■ Material ■

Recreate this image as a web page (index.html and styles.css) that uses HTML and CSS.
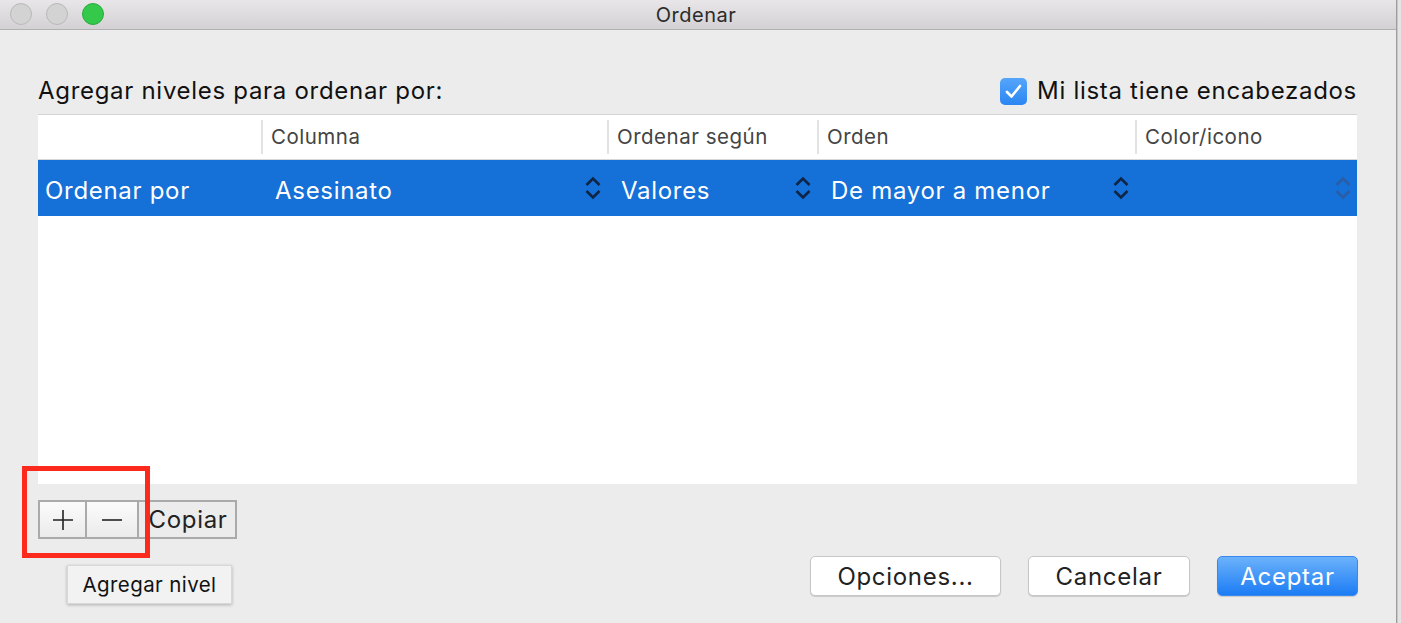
FILE: index.html
```html
<!DOCTYPE html>
<html lang="es">
<head>
    <meta charset="UTF-8">
    <title>Ordenar</title>
    <link rel="stylesheet" href="styles.css">
</head>
<body>
    <div class="window">
        <div class="titlebar">
            <div class="lights">
                <span class="light"></span>
                <span class="light"></span>
                <span class="light green"></span>
            </div>
            <div class="title">Ordenar</div>
        </div>

        <div class="content">
            <div class="toprow">
                <div class="label">Agregar niveles para ordenar por:</div>
                <label class="check">
                    <span class="box">
                        <svg width="17" height="15" viewBox="0 0 17 15"><path d="M2 8 L6.5 12.5 L15 2" fill="none" stroke="#fff" stroke-width="2.6" stroke-linecap="round" stroke-linejoin="round"/></svg>
                    </span>
                    Mi lista tiene encabezados
                </label>
            </div>

            <div class="table">
                <div class="thead">
                    <div class="th"></div>
                    <div class="th sep">Columna</div>
                    <div class="th sep">Ordenar según</div>
                    <div class="th sep">Orden</div>
                    <div class="th sep">Color/icono</div>
                </div>
                <div class="trow selected">
                    <div class="td first">Ordenar por</div>
                    <div class="td">Asesinato <span class="stepper"></span></div>
                    <div class="td">Valores <span class="stepper"></span></div>
                    <div class="td">De mayor a menor <span class="stepper"></span></div>
                    <div class="td"><span class="stepper dim"></span></div>
                </div>
            </div>

            <div class="bottom">
                <div class="segmented">
                    <button class="seg icon">
                        <svg width="22" height="22" viewBox="0 0 22 22"><path d="M11 1 V21 M1 11 H21" stroke="#222" stroke-width="1.6"/></svg>
                    </button>
                    <button class="seg icon wide">
                        <svg width="22" height="22" viewBox="0 0 22 22"><path d="M1 11 H21" stroke="#222" stroke-width="1.6"/></svg>
                    </button>
                    <button class="seg text">Copiar</button>
                </div>
                <div class="actions">
                    <button class="btn opt">Opciones...</button>
                    <button class="btn cancel">Cancelar</button>
                    <button class="btn primary">Aceptar</button>
                </div>
                <div class="highlight"></div>
                <div class="tooltip">Agregar nivel</div>
            </div>
        </div>
    </div>
    <div class="desk"></div>
</body>
</html>
```

FILE: styles.css
```css
body {
    margin: 0;
    display: flex;
    width: 1401px;
    height: 623px;
    overflow: hidden;
    font-family: Inter, "Noto Sans", sans-serif;
    color: #111;
    background: #ececec;
}
.window {
    width: 1397px;
    height: 623px;
    background: #ececec;
    border-right: 1px solid #9c9c9c;
    box-sizing: border-box;
}
.desk {
    flex: 1;
    background: #e4e4e4;
    border-left: 1px solid #c8c8c8;
}
.titlebar {
    position: relative;
    height: 29px;
    border-bottom: 1px solid #b1b1b1;
    background: linear-gradient(#e8e6e8, #d3d1d3);
    display: flex;
    align-items: center;
    justify-content: center;
}
.lights {
    position: absolute;
    left: 10px;
    top: 3px;
    display: flex;
    gap: 14px;
}
.light {
    width: 20px;
    height: 20px;
    border-radius: 50%;
    background: #d3d3d3;
    border: 1px solid #b9b9b9;
}
.light.green {
    background: #34c94a;
    border-color: #2aab3c;
}
.title {
    font-size: 20px;
    letter-spacing: 0.5px;
    color: #2b2b2b;
    margin-left: -4px;
}
.content {
    padding: 0 39px 0 38px;
}
.toprow {
    height: 84px;
    display: flex;
    align-items: flex-end;
    justify-content: space-between;
    box-sizing: border-box;
    padding-bottom: 8px;
}
.label, .check, .td, .seg.text, .btn {
    font-size: 24px;
    letter-spacing: 0.7px;
}
.label {
    line-height: 30px;
}
.check {
    display: flex;
    align-items: center;
    gap: 10px;
    line-height: 30px;
}
.box {
    width: 27px;
    height: 27px;
    border-radius: 5px;
    background: linear-gradient(#55a5fb, #2b86f2);
    display: flex;
    align-items: center;
    justify-content: center;
}
.table {
    height: 370px;
    background: #fff;
    border-top: 1px solid #d4d4d4;
    box-sizing: border-box;
}
.thead, .trow {
    display: grid;
    grid-template-columns: 223px 346px 210px 318px 223px;
}
.thead {
    height: 45px;
    border-bottom: 1px solid #d6d6d6;
    box-sizing: border-box;
    align-items: center;
}
.th {
    font-size: 20.5px;
    letter-spacing: 0.5px;
    color: #444;
    padding-left: 10px;
    height: 34px;
    line-height: 34px;
}
.th.sep {
    border-left: 2px solid #e2e2e2;
    padding-left: 8px;
}
.trow {
    height: 56px;
}
.selected {
    background: #1570d7;
    color: #fff;
}
.td {
    display: flex;
    align-items: center;
    padding-left: 14px;
    padding-right: 6px;
    padding-top: 5px;
}
.td.first {
    padding-left: 7px;
}
.stepper {
    margin-left: auto;
    width: 16px;
    height: 26px;
    margin-top: -5px;
    background:
        url("data:image/svg+xml,%3Csvg xmlns='http://www.w3.org/2000/svg' width='16' height='26'%3E%3Cpath d='M1.5 10 L8 3.5 L14.5 10 M1.5 16 L8 22.5 L14.5 16' fill='none' stroke='%230f2545' stroke-width='2.6'/%3E%3C/svg%3E") no-repeat;
}
.stepper.dim {
    margin-right: 1px;
    background:
        url("data:image/svg+xml,%3Csvg xmlns='http://www.w3.org/2000/svg' width='16' height='26'%3E%3Cpath d='M1.5 10 L8 3.5 L14.5 10 M1.5 16 L8 22.5 L14.5 16' fill='none' stroke='%232a5da6' stroke-width='2.6'/%3E%3C/svg%3E") no-repeat;
}
.bottom {
    position: relative;
    padding-top: 16px;
}
.segmented {
    display: flex;
    height: 39px;
    width: 199px;
    border: 2px solid #aaa;
    box-sizing: border-box;
}
.seg {
    border: none;
    margin: 0;
    padding: 0;
    font-family: inherit;
    background: #ececec;
    display: flex;
    align-items: center;
    justify-content: center;
}
.seg.icon {
    width: 47px;
    background: linear-gradient(#fbfbfb, #ebebeb);
    border-right: 2px solid #aaa;
}
.seg.icon.wide {
    width: 52px;
}
.seg.text {
    flex: 1;
    color: #222;
    padding-left: 2px;
}
.actions {
    display: flex;
    justify-content: flex-end;
    gap: 27px;
    margin-top: 17px;
    margin-right: -1px;
}
.btn {
    height: 40px;
    font-family: inherit;
    color: #222;
    background: #fff;
    border: 1px solid #c6c6c6;
    border-radius: 5px;
    box-shadow: 0 1px 1px rgba(0,0,0,0.15);
    padding: 0;
}
.opt { width: 191px; }
.cancel { width: 162px; }
.primary {
    width: 141px;
    color: #fff;
    background: linear-gradient(#6bb2fb, #1c7cf4);
    border-color: #3a88ee;
}
.highlight {
    position: absolute;
    left: -16px;
    top: -18px;
    width: 118px;
    height: 82px;
    border: 5px solid #fb2a1c;
}
.tooltip {
    position: absolute;
    left: 29px;
    top: 81px;
    width: 165px;
    height: 39px;
    box-sizing: border-box;
    background: #f2f2f2;
    border: 1px solid #d8d8d8;
    box-shadow: 0 1px 3px rgba(0,0,0,0.25);
    font-size: 20.5px;
    letter-spacing: 0.4px;
    display: flex;
    align-items: center;
    justify-content: center;
}
```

■ Instruction ■
Return the material word for word. Pictures are not part of the copy.

■ Result of the exercise ■
Recreate this image as a web page (index.html and styles.css) that uses HTML and CSS.
FILE: index.html
```html
<!DOCTYPE html>
<html lang="es">
<head>
    <meta charset="UTF-8">
    <title>Ordenar</title>
    <link rel="stylesheet" href="styles.css">
</head>
<body>
    <div class="window">
        <div class="titlebar">
            <div class="lights">
                <span class="light"></span>
                <span class="light"></span>
                <span class="light green"></span>
            </div>
            <div class="title">Ordenar</div>
        </div>

        <div class="content">
            <div class="toprow">
                <div class="label">Agregar niveles para ordenar por:</div>
                <label class="check">
                    <span class="box">
                        <svg width="17" height="15" viewBox="0 0 17 15"><path d="M2 8 L6.5 12.5 L15 2" fill="none" stroke="#fff" stroke-width="2.6" stroke-linecap="round" stroke-linejoin="round"/></svg>
                    </span>
                    Mi lista tiene encabezados
                </label>
            </div>

            <div class="table">
                <div class="thead">
                    <div class="th"></div>
                    <div class="th sep">Columna</div>
                    <div class="th sep">Ordenar según</div>
                    <div class="th sep">Orden</div>
                    <div class="th sep">Color/icono</div>
                </div>
                <div class="trow selected">
                    <div class="td first">Ordenar por</div>
                    <div class="td">Asesinato <span class="stepper"></span></div>
                    <div class="td">Valores <span class="stepper"></span></div>
                    <div class="td">De mayor a menor <span class="stepper"></span></div>
                    <div class="td"><span class="stepper dim"></span></div>
                </div>
            </div>

            <div class="bottom">
                <div class="segmented">
                    <button class="seg icon">
                        <svg width="22" height="22" viewBox="0 0 22 22"><path d="M11 1 V21 M1 11 H21" stroke="#222" stroke-width="1.6"/></svg>
                    </button>
                    <button class="seg icon wide">
                        <svg width="22" height="22" viewBox="0 0 22 22"><path d="M1 11 H21" stroke="#222" stroke-width="1.6"/></svg>
                    </button>
                    <button class="seg text">Copiar</button>
                </div>
                <div class="actions">
                    <button class="btn opt">Opciones...</button>
                    <button class="btn cancel">Cancelar</button>
                    <button class="btn primary">Aceptar</button>
                </div>
                <div class="highlight"></div>
                <div class="tooltip">Agregar nivel</div>
            </div>
        </div>
    </div>
    <div class="desk"></div>
</body>
</html>
```

FILE: styles.css
```css
body {
    margin: 0;
    display: flex;
    width: 1401px;
    height: 623px;
    overflow: hidden;
    font-family: Inter, "Noto Sans", sans-serif;
    color: #111;
    background: #ececec;
}
.window {
    width: 1397px;
    height: 623px;
    background: #ececec;
    border-right: 1px solid #9c9c9c;
    box-sizing: border-box;
}
.desk {
    flex: 1;
    background: #e4e4e4;
    border-left: 1px solid #c8c8c8;
}
.titlebar {
    position: relative;
    height: 29px;
    border-bottom: 1px solid #b1b1b1;
    background: linear-gradient(#e8e6e8, #d3d1d3);
    display: flex;
    align-items: center;
    justify-content: center;
}
.lights {
    position: absolute;
    left: 10px;
    top: 3px;
    display: flex;
    gap: 14px;
}
.light {
    width: 20px;
    height: 20px;
    border-radius: 50%;
    background: #d3d3d3;
    border: 1px solid #b9b9b9;
}
.light.green {
    background: #34c94a;
    border-color: #2aab3c;
}
.title {
    font-size: 20px;
    letter-spacing: 0.5px;
    color: #2b2b2b;
    margin-left: -4px;
}
.content {
    padding: 0 39px 0 38px;
}
.toprow {
    height: 84px;
    display: flex;
    align-items: flex-end;
    justify-content: space-between;
    box-sizing: border-box;
    padding-bottom: 8px;
}
.label, .check, .td, .seg.text, .btn {
    font-size: 24px;
    letter-spacing: 0.7px;
}
.label {
    line-height: 30px;
}
.check {
    display: flex;
    align-items: center;
    gap: 10px;
    line-height: 30px;
}
.box {
    width: 27px;
    height: 27px;
    border-radius: 5px;
    background: linear-gradient(#55a5fb, #2b86f2);
    display: flex;
    align-items: center;
    justify-content: center;
}
.table {
    height: 370px;
    background: #fff;
    border-top: 1px solid #d4d4d4;
    box-sizing: border-box;
}
.thead, .trow {
    display: grid;
    grid-template-columns: 223px 346px 210px 318px 223px;
}
.thead {
    height: 45px;
    border-bottom: 1px solid #d6d6d6;
    box-sizing: border-box;
    align-items: center;
}
.th {
    font-size: 20.5px;
    letter-spacing: 0.5px;
    color: #444;
    padding-left: 10px;
    height: 34px;
    line-height: 34px;
}
.th.sep {
    border-left: 2px solid #e2e2e2;
    padding-left: 8px;
}
.trow {
    height: 56px;
}
.selected {
    background: #1570d7;
    color: #fff;
}
.td {
    display: flex;
    align-items: center;
    padding-left: 14px;
    padding-right: 6px;
    padding-top: 5px;
}
.td.first {
    padding-left: 7px;
}
.stepper {
    margin-left: auto;
    width: 16px;
    height: 26px;
    margin-top: -5px;
    background:
        url("data:image/svg+xml,%3Csvg xmlns='http://www.w3.org/2000/svg' width='16' height='26'%3E%3Cpath d='M1.5 10 L8 3.5 L14.5 10 M1.5 16 L8 22.5 L14.5 16' fill='none' stroke='%230f2545' stroke-width='2.6'/%3E%3C/svg%3E") no-repeat;
}
.stepper.dim {
    margin-right: 1px;
    background:
        url("data:image/svg+xml,%3Csvg xmlns='http://www.w3.org/2000/svg' width='16' height='26'%3E%3Cpath d='M1.5 10 L8 3.5 L14.5 10 M1.5 16 L8 22.5 L14.5 16' fill='none' stroke='%232a5da6' stroke-width='2.6'/%3E%3C/svg%3E") no-repeat;
}
.bottom {
    position: relative;
    padding-top: 16px;
}
.segmented {
    display: flex;
    height: 39px;
    width: 199px;
    border: 2px solid #aaa;
    box-sizing: border-box;
}
.seg {
    border: none;
    margin: 0;
    padding: 0;
    font-family: inherit;
    background: #ececec;
    display: flex;
    align-items: center;
    justify-content: center;
}
.seg.icon {
    width: 47px;
    background: linear-gradient(#fbfbfb, #ebebeb);
    border-right: 2px solid #aaa;
}
.seg.icon.wide {
    width: 52px;
}
.seg.text {
    flex: 1;
    color: #222;
    padding-left: 2px;
}
.actions {
    display: flex;
    justify-content: flex-end;
    gap: 27px;
    margin-top: 17px;
    margin-right: -1px;
}
.btn {
    height: 40px;
    font-family: inherit;
    color: #222;
    background: #fff;
    border: 1px solid #c6c6c6;
    border-radius: 5px;
    box-shadow: 0 1px 1px rgba(0,0,0,0.15);
    padding: 0;
}
.opt { width: 191px; }
.cancel { width: 162px; }
.primary {
    width: 141px;
    color: #fff;
    background: linear-gradient(#6bb2fb, #1c7cf4);
    border-color: #3a88ee;
}
.highlight {
    position: absolute;
    left: -16px;
    top: -18px;
    width: 118px;
    height: 82px;
    border: 5px solid #fb2a1c;
}
.tooltip {
    position: absolute;
    left: 29px;
    top: 81px;
    width: 165px;
    height: 39px;
    box-sizing: border-box;
    background: #f2f2f2;
    border: 1px solid #d8d8d8;
    box-shadow: 0 1px 3px rgba(0,0,0,0.25);
    font-size: 20.5px;
    letter-spacing: 0.4px;
    display: flex;
    align-items: center;
    justify-content: center;
}
```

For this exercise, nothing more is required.